■ Task instructions
Take each line that has the word "components" and return it.

■ Stored data

[Begin]

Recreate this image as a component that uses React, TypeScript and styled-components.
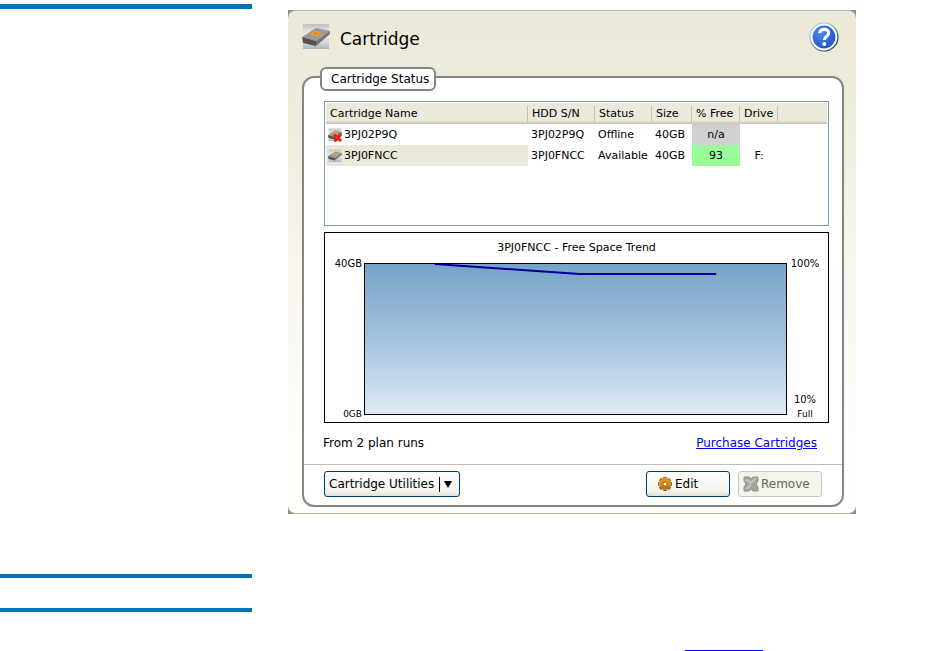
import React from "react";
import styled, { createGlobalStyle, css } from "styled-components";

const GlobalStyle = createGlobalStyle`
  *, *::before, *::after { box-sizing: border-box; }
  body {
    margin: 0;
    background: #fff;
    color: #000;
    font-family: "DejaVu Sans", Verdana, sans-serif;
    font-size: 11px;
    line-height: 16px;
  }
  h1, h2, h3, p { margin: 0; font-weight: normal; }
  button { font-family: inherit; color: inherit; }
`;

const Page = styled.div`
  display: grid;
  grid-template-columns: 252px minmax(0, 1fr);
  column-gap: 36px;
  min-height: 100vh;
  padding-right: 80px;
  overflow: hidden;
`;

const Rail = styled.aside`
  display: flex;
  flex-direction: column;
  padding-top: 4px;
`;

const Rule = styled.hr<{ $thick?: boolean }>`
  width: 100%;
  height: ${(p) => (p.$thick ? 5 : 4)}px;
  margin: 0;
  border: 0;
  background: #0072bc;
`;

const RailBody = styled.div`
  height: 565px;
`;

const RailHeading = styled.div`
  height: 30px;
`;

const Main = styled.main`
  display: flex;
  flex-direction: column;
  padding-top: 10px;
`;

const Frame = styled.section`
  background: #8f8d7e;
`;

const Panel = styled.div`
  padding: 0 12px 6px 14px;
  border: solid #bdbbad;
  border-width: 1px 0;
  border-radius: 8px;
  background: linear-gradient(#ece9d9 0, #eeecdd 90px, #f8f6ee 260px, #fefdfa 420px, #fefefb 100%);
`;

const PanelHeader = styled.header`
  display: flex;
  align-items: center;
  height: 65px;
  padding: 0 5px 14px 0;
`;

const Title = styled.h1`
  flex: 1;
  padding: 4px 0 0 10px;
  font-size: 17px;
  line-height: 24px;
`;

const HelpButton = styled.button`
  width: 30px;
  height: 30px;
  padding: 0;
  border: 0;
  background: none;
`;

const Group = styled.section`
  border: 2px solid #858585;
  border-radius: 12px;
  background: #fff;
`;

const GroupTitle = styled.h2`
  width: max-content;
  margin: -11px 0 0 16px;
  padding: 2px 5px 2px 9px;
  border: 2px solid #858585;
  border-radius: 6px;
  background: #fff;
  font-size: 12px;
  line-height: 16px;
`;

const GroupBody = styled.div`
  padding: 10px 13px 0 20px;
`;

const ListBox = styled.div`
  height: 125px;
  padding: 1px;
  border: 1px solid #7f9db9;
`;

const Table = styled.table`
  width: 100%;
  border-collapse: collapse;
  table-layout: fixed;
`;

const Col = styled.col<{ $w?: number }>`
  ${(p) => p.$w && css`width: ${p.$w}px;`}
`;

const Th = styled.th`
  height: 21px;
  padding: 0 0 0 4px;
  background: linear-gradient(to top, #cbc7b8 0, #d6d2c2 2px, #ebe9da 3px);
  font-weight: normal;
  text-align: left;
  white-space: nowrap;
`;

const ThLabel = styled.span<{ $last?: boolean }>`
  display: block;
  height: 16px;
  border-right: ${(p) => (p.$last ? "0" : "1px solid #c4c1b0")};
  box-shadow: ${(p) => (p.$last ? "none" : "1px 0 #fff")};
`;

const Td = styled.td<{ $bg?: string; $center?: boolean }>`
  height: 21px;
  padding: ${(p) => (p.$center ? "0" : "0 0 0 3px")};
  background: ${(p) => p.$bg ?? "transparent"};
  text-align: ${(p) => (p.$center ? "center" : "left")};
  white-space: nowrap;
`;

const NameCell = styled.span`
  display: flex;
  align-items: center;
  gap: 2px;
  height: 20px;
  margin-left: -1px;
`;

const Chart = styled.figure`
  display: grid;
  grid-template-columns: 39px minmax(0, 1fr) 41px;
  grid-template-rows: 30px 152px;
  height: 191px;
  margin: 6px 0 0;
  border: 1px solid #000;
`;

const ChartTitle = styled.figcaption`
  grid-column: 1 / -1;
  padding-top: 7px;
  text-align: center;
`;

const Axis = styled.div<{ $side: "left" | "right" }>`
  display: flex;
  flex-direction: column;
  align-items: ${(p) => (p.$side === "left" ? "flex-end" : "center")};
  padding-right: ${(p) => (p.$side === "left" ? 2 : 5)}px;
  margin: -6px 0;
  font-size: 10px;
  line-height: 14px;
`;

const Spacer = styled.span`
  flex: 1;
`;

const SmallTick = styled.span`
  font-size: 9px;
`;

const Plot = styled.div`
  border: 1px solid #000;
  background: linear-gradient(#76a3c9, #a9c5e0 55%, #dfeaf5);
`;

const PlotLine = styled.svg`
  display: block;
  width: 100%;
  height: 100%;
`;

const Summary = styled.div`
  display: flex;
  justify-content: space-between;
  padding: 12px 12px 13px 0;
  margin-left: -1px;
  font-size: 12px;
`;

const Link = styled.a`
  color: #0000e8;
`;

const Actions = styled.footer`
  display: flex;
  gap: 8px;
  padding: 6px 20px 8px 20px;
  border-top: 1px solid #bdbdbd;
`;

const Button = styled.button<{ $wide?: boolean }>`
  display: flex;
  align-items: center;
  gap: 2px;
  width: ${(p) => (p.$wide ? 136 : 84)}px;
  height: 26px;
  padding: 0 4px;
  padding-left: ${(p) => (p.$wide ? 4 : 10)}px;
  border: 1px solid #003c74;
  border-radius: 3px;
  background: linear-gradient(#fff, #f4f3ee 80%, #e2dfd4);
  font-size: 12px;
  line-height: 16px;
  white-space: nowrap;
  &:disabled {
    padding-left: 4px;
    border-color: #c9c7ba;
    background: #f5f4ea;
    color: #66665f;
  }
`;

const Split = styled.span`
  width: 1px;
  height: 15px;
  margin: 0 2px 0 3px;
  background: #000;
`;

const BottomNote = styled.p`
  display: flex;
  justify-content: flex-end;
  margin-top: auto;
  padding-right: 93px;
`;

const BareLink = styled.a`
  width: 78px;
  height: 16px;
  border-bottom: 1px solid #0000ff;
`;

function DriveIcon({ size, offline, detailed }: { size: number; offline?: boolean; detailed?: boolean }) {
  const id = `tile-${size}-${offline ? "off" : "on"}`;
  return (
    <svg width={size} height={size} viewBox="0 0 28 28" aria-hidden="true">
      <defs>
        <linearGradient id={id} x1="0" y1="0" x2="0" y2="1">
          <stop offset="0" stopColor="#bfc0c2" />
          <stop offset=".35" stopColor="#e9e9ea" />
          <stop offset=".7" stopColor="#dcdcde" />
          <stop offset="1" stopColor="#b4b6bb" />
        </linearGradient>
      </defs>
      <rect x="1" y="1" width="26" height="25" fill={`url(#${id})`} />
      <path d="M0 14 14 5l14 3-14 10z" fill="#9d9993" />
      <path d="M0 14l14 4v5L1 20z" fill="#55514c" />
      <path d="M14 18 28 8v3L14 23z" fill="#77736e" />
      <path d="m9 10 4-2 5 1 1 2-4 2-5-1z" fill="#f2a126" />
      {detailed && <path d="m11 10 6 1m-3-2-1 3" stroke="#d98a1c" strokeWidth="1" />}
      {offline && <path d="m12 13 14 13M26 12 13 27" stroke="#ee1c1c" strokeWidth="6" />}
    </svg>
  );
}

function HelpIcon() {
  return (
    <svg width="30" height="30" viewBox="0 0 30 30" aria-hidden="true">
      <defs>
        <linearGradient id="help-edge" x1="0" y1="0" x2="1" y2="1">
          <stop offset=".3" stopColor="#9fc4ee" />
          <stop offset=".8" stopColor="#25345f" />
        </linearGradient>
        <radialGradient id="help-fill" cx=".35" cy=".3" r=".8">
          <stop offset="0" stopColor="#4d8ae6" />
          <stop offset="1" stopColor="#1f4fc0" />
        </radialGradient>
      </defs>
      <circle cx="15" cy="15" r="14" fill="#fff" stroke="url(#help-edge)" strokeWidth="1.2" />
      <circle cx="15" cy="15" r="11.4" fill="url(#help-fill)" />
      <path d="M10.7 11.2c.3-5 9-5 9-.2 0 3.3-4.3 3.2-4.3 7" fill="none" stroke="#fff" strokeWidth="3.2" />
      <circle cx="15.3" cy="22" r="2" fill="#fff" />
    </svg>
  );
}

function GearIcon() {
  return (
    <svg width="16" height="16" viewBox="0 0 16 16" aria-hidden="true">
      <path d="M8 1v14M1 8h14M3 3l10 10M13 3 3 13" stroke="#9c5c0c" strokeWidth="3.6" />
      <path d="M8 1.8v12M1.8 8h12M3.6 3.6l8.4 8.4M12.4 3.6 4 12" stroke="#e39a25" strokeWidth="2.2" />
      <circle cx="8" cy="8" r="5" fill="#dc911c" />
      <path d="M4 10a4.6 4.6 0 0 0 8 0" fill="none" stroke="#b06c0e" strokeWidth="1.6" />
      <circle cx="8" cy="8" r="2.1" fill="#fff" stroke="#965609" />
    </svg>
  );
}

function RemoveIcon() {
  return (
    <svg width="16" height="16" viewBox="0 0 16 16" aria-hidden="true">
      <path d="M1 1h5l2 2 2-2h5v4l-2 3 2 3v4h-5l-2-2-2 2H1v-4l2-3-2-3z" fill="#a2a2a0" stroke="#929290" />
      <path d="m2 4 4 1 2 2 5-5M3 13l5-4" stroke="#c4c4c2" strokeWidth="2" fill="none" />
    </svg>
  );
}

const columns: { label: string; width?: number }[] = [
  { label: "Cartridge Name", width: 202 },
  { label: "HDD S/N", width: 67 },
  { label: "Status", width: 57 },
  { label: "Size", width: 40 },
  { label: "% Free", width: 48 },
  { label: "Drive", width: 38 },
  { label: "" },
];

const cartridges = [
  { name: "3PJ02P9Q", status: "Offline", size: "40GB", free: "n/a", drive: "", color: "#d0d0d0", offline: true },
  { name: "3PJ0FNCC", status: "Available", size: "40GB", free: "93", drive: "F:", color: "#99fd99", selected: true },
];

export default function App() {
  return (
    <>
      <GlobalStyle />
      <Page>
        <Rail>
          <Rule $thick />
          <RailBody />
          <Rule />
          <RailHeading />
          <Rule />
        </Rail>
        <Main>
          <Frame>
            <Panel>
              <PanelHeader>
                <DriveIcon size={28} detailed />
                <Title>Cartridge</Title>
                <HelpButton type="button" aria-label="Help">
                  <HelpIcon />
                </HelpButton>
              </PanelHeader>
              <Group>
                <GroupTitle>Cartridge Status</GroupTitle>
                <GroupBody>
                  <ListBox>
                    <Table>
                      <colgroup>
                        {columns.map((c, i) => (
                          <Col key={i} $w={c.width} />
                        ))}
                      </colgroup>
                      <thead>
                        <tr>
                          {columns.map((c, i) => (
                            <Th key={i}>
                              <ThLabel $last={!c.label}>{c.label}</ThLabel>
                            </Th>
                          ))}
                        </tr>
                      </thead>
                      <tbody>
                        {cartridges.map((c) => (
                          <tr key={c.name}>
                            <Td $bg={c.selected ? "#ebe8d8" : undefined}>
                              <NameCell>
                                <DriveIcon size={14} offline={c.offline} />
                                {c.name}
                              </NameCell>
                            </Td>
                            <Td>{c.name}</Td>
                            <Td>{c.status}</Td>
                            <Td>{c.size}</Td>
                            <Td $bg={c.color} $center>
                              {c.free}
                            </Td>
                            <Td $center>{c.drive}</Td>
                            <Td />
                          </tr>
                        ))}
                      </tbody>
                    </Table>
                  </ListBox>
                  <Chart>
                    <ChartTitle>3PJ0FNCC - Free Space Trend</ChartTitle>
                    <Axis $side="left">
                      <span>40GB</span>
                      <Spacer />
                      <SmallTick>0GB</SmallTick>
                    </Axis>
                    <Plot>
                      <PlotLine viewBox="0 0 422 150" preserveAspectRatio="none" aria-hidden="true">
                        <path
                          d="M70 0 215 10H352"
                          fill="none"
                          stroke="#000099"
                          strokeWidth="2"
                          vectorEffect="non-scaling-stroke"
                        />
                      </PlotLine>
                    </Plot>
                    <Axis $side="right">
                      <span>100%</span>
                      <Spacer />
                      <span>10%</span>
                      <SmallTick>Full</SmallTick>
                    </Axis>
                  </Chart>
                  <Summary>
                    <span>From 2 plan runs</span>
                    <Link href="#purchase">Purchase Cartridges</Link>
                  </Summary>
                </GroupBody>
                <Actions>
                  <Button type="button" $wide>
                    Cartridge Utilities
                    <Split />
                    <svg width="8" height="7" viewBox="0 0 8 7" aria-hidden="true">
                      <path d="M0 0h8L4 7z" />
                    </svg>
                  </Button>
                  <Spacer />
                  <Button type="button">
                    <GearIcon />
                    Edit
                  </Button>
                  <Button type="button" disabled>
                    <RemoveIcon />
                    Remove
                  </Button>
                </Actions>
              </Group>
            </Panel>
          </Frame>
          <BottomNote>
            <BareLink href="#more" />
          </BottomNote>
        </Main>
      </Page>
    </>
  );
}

[End]

■ Reply
Recreate this image as a component that uses React, TypeScript and styled-components.
import styled, { createGlobalStyle, css } from "styled-components";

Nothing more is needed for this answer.